### EXERCISE INPUT

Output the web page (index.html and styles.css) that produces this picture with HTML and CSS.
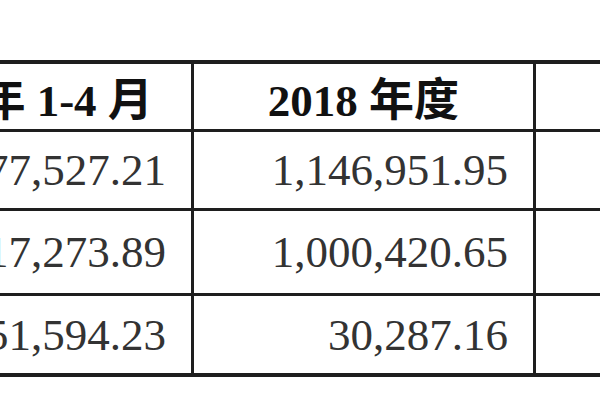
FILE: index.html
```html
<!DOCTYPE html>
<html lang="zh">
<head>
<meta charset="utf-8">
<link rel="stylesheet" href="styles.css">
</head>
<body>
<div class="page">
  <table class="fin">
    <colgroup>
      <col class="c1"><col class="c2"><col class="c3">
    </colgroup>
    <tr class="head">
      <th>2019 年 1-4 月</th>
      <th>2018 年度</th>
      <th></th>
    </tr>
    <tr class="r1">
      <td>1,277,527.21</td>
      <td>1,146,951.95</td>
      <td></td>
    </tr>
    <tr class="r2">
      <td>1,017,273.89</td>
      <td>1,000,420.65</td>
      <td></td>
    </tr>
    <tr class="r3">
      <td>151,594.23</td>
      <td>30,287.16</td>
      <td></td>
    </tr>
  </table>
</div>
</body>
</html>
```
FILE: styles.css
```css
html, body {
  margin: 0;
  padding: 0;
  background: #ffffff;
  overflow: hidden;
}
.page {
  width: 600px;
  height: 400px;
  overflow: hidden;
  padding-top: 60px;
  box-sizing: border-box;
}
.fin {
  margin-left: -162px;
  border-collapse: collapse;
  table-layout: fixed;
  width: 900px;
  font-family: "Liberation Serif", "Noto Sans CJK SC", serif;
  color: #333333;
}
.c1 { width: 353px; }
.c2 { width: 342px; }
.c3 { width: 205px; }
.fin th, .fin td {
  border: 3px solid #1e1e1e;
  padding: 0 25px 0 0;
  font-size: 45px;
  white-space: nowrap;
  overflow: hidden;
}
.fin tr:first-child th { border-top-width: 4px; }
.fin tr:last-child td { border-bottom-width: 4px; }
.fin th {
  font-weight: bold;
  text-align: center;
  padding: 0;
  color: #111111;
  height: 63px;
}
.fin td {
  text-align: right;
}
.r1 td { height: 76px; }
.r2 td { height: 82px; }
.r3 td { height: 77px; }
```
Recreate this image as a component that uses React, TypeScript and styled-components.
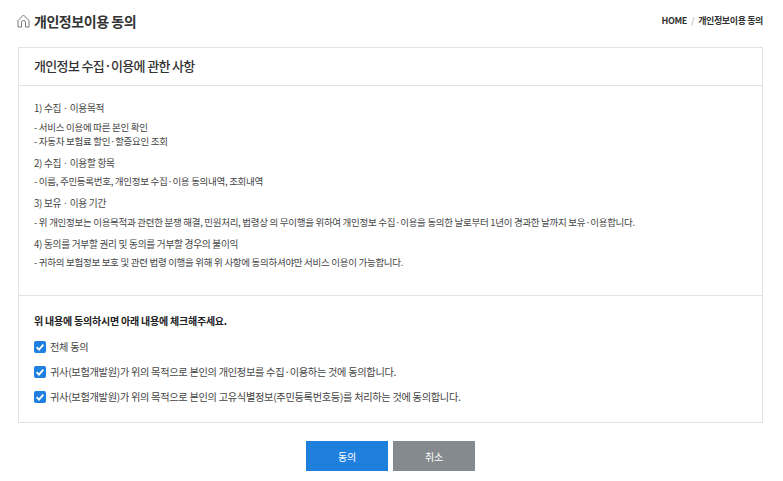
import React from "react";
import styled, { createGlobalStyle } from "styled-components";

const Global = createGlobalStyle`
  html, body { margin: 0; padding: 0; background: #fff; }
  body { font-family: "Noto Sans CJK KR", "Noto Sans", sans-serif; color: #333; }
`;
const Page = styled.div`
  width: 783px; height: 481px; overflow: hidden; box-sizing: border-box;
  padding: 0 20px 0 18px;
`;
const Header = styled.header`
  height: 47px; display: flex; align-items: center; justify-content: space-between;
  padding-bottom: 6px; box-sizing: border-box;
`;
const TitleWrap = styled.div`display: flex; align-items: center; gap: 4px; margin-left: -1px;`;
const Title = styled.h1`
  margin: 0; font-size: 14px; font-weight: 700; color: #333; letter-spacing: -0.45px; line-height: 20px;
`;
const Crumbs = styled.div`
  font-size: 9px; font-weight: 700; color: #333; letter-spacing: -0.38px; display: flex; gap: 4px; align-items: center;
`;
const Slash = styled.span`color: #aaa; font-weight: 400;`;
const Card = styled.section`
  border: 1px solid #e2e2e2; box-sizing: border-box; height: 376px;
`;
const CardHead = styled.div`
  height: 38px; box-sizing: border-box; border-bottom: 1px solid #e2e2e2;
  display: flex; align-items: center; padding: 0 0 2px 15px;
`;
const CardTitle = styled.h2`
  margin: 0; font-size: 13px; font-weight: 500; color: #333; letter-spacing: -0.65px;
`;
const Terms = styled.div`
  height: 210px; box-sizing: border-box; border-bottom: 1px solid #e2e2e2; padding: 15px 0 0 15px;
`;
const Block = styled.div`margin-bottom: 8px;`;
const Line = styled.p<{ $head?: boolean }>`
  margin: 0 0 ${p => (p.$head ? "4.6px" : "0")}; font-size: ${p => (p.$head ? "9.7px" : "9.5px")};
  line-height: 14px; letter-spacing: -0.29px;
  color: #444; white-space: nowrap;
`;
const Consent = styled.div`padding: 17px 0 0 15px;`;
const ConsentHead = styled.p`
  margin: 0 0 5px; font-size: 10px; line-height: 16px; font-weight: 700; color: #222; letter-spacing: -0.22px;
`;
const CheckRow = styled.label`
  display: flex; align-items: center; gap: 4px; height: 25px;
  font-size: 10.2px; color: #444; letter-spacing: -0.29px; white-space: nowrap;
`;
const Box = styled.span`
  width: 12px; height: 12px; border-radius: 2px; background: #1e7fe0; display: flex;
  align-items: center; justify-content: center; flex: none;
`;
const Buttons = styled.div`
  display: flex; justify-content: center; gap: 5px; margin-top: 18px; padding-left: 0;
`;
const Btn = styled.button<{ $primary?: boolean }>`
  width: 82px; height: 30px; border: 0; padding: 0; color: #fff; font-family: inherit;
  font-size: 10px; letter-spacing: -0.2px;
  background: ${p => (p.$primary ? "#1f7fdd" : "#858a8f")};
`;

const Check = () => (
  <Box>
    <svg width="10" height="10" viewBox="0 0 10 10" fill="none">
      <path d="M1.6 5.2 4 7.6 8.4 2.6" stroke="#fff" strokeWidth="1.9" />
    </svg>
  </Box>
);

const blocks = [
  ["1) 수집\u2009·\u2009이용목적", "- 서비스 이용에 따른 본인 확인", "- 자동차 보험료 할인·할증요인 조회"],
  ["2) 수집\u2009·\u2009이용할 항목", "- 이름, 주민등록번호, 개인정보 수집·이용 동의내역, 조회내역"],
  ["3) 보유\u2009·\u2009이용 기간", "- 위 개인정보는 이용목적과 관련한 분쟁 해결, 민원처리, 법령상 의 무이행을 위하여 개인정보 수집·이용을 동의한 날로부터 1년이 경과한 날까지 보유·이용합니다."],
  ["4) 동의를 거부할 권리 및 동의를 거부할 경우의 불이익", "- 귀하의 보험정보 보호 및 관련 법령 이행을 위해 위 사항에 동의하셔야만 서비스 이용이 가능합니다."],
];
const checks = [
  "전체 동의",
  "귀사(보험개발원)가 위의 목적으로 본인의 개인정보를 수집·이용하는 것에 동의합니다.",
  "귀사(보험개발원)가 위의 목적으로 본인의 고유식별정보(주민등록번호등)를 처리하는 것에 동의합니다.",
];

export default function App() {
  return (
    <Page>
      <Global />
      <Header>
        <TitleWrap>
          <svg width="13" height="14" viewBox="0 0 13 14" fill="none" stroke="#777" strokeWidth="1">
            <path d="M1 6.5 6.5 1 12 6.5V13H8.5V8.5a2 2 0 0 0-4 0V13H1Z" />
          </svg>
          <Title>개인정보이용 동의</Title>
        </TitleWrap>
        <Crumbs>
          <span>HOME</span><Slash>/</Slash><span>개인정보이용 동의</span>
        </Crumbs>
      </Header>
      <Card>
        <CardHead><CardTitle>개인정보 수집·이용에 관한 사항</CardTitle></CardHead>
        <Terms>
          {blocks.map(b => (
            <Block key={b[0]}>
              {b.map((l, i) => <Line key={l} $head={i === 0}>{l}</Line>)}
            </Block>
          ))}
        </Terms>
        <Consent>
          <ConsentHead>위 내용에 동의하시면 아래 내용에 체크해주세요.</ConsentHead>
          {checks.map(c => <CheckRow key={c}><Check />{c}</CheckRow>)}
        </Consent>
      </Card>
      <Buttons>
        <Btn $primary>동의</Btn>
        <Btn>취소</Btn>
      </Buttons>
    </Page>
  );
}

### TASK INSTRUCTIONS
Transcribe the material exactly, leaving every picture out.

### ANSWER
Output the web page (index.html and styles.css) that produces this picture with HTML and CSS.
FILE: index.html
```html
<!DOCTYPE html>
<html lang="zh">
<head>
<meta charset="utf-8">
<link rel="stylesheet" href="styles.css">
</head>
<body>
<div class="page">
  <table class="fin">
    <colgroup>
      <col class="c1"><col class="c2"><col class="c3">
    </colgroup>
    <tr class="head">
      <th>2019 年 1-4 月</th>
      <th>2018 年度</th>
      <th></th>
    </tr>
    <tr class="r1">
      <td>1,277,527.21</td>
      <td>1,146,951.95</td>
      <td></td>
    </tr>
    <tr class="r2">
      <td>1,017,273.89</td>
      <td>1,000,420.65</td>
      <td></td>
    </tr>
    <tr class="r3">
      <td>151,594.23</td>
      <td>30,287.16</td>
      <td></td>
    </tr>
  </table>
</div>
</body>
</html>
```
FILE: styles.css
```css
html, body {
  margin: 0;
  padding: 0;
  background: #ffffff;
  overflow: hidden;
}
.page {
  width: 600px;
  height: 400px;
  overflow: hidden;
  padding-top: 60px;
  box-sizing: border-box;
}
.fin {
  margin-left: -162px;
  border-collapse: collapse;
  table-layout: fixed;
  width: 900px;
  font-family: "Liberation Serif", "Noto Sans CJK SC", serif;
  color: #333333;
}
.c1 { width: 353px; }
.c2 { width: 342px; }
.c3 { width: 205px; }
.fin th, .fin td {
  border: 3px solid #1e1e1e;
  padding: 0 25px 0 0;
  font-size: 45px;
  white-space: nowrap;
  overflow: hidden;
}
.fin tr:first-child th { border-top-width: 4px; }
.fin tr:last-child td { border-bottom-width: 4px; }
.fin th {
  font-weight: bold;
  text-align: center;
  padding: 0;
  color: #111111;
  height: 63px;
}
.fin td {
  text-align: right;
}
.r1 td { height: 76px; }
.r2 td { height: 82px; }
.r3 td { height: 77px; }
```
Recreate this image as a component that uses React, TypeScript and styled-components.
import React from "react";
import styled, { createGlobalStyle } from "styled-components";

const Global = createGlobalStyle`
  html, body { margin: 0; padding: 0; background: #fff; }
  body { font-family: "Noto Sans CJK KR", "Noto Sans", sans-serif; color: #333; }
`;
const Page = styled.div`
  width: 783px; height: 481px; overflow: hidden; box-sizing: border-box;
  padding: 0 20px 0 18px;
`;
const Header = styled.header`
  height: 47px; display: flex; align-items: center; justify-content: space-between;
  padding-bottom: 6px; box-sizing: border-box;
`;
const TitleWrap = styled.div`display: flex; align-items: center; gap: 4px; margin-left: -1px;`;
const Title = styled.h1`
  margin: 0; font-size: 14px; font-weight: 700; color: #333; letter-spacing: -0.45px; line-height: 20px;
`;
const Crumbs = styled.div`
  font-size: 9px; font-weight: 700; color: #333; letter-spacing: -0.38px; display: flex; gap: 4px; align-items: center;
`;
const Slash = styled.span`color: #aaa; font-weight: 400;`;
const Card = styled.section`
  border: 1px solid #e2e2e2; box-sizing: border-box; height: 376px;
`;
const CardHead = styled.div`
  height: 38px; box-sizing: border-box; border-bottom: 1px solid #e2e2e2;
  display: flex; align-items: center; padding: 0 0 2px 15px;
`;
const CardTitle = styled.h2`
  margin: 0; font-size: 13px; font-weight: 500; color: #333; letter-spacing: -0.65px;
`;
const Terms = styled.div`
  height: 210px; box-sizing: border-box; border-bottom: 1px solid #e2e2e2; padding: 15px 0 0 15px;
`;
const Block = styled.div`margin-bottom: 8px;`;
const Line = styled.p<{ $head?: boolean }>`
  margin: 0 0 ${p => (p.$head ? "4.6px" : "0")}; font-size: ${p => (p.$head ? "9.7px" : "9.5px")};
  line-height: 14px; letter-spacing: -0.29px;
  color: #444; white-space: nowrap;
`;
const Consent = styled.div`padding: 17px 0 0 15px;`;
const ConsentHead = styled.p`
  margin: 0 0 5px; font-size: 10px; line-height: 16px; font-weight: 700; color: #222; letter-spacing: -0.22px;
`;
const CheckRow = styled.label`
  display: flex; align-items: center; gap: 4px; height: 25px;
  font-size: 10.2px; color: #444; letter-spacing: -0.29px; white-space: nowrap;
`;
const Box = styled.span`
  width: 12px; height: 12px; border-radius: 2px; background: #1e7fe0; display: flex;
  align-items: center; justify-content: center; flex: none;
`;
const Buttons = styled.div`
  display: flex; justify-content: center; gap: 5px; margin-top: 18px; padding-left: 0;
`;
const Btn = styled.button<{ $primary?: boolean }>`
  width: 82px; height: 30px; border: 0; padding: 0; color: #fff; font-family: inherit;
  font-size: 10px; letter-spacing: -0.2px;
  background: ${p => (p.$primary ? "#1f7fdd" : "#858a8f")};
`;

const Check = () => (
  <Box>
    <svg width="10" height="10" viewBox="0 0 10 10" fill="none">
      <path d="M1.6 5.2 4 7.6 8.4 2.6" stroke="#fff" strokeWidth="1.9" />
    </svg>
  </Box>
);

const blocks = [
  ["1) 수집\u2009·\u2009이용목적", "- 서비스 이용에 따른 본인 확인", "- 자동차 보험료 할인·할증요인 조회"],
  ["2) 수집\u2009·\u2009이용할 항목", "- 이름, 주민등록번호, 개인정보 수집·이용 동의내역, 조회내역"],
  ["3) 보유\u2009·\u2009이용 기간", "- 위 개인정보는 이용목적과 관련한 분쟁 해결, 민원처리, 법령상 의 무이행을 위하여 개인정보 수집·이용을 동의한 날로부터 1년이 경과한 날까지 보유·이용합니다."],
  ["4) 동의를 거부할 권리 및 동의를 거부할 경우의 불이익", "- 귀하의 보험정보 보호 및 관련 법령 이행을 위해 위 사항에 동의하셔야만 서비스 이용이 가능합니다."],
];
const checks = [
  "전체 동의",
  "귀사(보험개발원)가 위의 목적으로 본인의 개인정보를 수집·이용하는 것에 동의합니다.",
  "귀사(보험개발원)가 위의 목적으로 본인의 고유식별정보(주민등록번호등)를 처리하는 것에 동의합니다.",
];

export default function App() {
  return (
    <Page>
      <Global />
      <Header>
        <TitleWrap>
          <svg width="13" height="14" viewBox="0 0 13 14" fill="none" stroke="#777" strokeWidth="1">
            <path d="M1 6.5 6.5 1 12 6.5V13H8.5V8.5a2 2 0 0 0-4 0V13H1Z" />
          </svg>
          <Title>개인정보이용 동의</Title>
        </TitleWrap>
        <Crumbs>
          <span>HOME</span><Slash>/</Slash><span>개인정보이용 동의</span>
        </Crumbs>
      </Header>
      <Card>
        <CardHead><CardTitle>개인정보 수집·이용에 관한 사항</CardTitle></CardHead>
        <Terms>
          {blocks.map(b => (
            <Block key={b[0]}>
              {b.map((l, i) => <Line key={l} $head={i === 0}>{l}</Line>)}
            </Block>
          ))}
        </Terms>
        <Consent>
          <ConsentHead>위 내용에 동의하시면 아래 내용에 체크해주세요.</ConsentHead>
          {checks.map(c => <CheckRow key={c}><Check />{c}</CheckRow>)}
        </Consent>
      </Card>
      <Buttons>
        <Btn $primary>동의</Btn>
        <Btn>취소</Btn>
      </Buttons>
    </Page>
  );
}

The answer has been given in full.